-- Recorded data --
>>

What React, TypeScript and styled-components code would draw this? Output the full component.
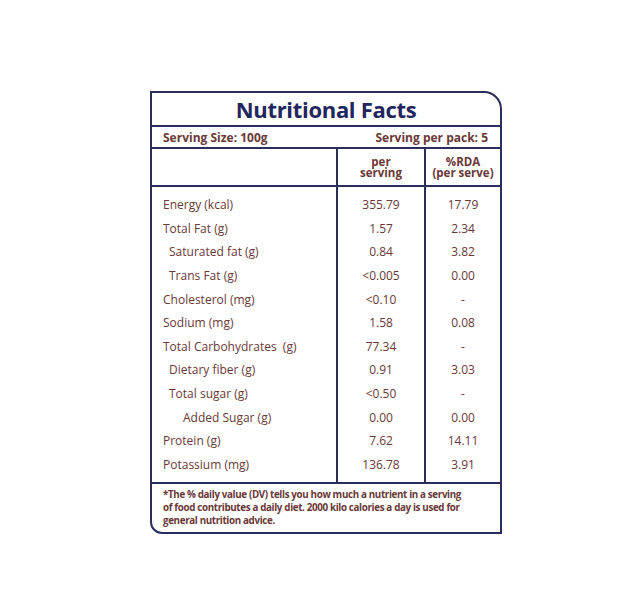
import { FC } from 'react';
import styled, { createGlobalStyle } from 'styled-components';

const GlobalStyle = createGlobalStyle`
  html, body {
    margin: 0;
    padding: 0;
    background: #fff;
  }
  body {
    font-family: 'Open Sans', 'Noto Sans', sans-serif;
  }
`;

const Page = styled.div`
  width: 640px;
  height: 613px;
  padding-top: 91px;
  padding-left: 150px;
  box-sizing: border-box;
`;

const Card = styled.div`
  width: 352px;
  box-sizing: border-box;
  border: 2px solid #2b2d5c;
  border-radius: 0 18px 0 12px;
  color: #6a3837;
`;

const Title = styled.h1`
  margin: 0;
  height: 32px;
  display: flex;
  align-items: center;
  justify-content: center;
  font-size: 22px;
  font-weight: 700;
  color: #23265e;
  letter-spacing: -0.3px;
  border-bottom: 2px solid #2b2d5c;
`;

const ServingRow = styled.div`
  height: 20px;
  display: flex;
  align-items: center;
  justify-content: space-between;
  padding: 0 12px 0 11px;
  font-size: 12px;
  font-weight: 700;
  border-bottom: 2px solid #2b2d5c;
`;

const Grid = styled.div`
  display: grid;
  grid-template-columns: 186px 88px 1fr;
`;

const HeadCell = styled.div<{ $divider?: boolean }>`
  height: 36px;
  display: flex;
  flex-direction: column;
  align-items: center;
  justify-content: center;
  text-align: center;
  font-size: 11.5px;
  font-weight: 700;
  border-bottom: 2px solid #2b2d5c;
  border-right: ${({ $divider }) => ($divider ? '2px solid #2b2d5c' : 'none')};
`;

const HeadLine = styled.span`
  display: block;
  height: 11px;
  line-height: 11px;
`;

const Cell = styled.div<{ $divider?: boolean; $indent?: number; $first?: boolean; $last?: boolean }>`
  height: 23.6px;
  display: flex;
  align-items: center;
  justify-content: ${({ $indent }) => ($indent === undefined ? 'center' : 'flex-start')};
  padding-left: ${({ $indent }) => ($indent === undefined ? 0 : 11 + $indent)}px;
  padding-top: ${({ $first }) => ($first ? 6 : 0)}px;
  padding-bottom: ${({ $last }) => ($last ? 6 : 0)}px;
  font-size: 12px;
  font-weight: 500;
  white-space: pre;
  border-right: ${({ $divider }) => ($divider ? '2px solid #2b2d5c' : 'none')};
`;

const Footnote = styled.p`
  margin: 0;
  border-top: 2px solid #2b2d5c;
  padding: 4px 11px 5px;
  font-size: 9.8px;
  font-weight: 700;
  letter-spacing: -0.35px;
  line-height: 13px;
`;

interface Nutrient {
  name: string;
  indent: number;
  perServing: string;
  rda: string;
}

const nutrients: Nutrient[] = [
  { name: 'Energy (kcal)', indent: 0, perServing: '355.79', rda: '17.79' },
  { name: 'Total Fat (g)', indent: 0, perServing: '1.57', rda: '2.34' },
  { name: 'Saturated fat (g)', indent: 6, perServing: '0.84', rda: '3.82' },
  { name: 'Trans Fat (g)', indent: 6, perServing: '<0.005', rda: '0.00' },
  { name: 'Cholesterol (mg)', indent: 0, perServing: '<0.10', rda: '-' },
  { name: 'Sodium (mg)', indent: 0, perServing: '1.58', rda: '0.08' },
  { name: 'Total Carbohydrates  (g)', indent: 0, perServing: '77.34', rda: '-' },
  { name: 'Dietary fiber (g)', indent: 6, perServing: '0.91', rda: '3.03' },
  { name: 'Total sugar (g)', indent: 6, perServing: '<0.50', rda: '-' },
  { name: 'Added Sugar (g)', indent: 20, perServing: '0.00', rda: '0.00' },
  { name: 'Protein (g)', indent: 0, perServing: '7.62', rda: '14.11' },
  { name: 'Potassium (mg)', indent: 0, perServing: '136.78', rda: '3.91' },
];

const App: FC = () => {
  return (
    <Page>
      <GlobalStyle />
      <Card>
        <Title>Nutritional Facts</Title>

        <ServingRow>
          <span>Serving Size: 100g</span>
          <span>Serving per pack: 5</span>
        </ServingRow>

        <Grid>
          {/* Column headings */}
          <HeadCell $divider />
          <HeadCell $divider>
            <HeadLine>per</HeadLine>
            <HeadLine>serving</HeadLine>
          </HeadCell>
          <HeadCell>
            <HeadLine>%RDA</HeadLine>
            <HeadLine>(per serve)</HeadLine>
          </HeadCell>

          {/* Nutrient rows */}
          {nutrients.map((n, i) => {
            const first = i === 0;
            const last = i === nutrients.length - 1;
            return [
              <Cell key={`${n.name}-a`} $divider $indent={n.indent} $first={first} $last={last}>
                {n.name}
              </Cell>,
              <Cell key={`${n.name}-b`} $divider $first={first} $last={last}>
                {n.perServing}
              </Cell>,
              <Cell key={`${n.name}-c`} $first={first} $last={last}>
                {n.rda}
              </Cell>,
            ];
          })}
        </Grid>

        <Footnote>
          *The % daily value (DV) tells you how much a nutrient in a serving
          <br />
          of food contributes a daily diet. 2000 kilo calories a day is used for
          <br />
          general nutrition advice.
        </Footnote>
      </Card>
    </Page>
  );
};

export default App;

<<

-- Required work --
Provide the number of lines containing the string "components", with no other output.

-- Answer for this exercise --
2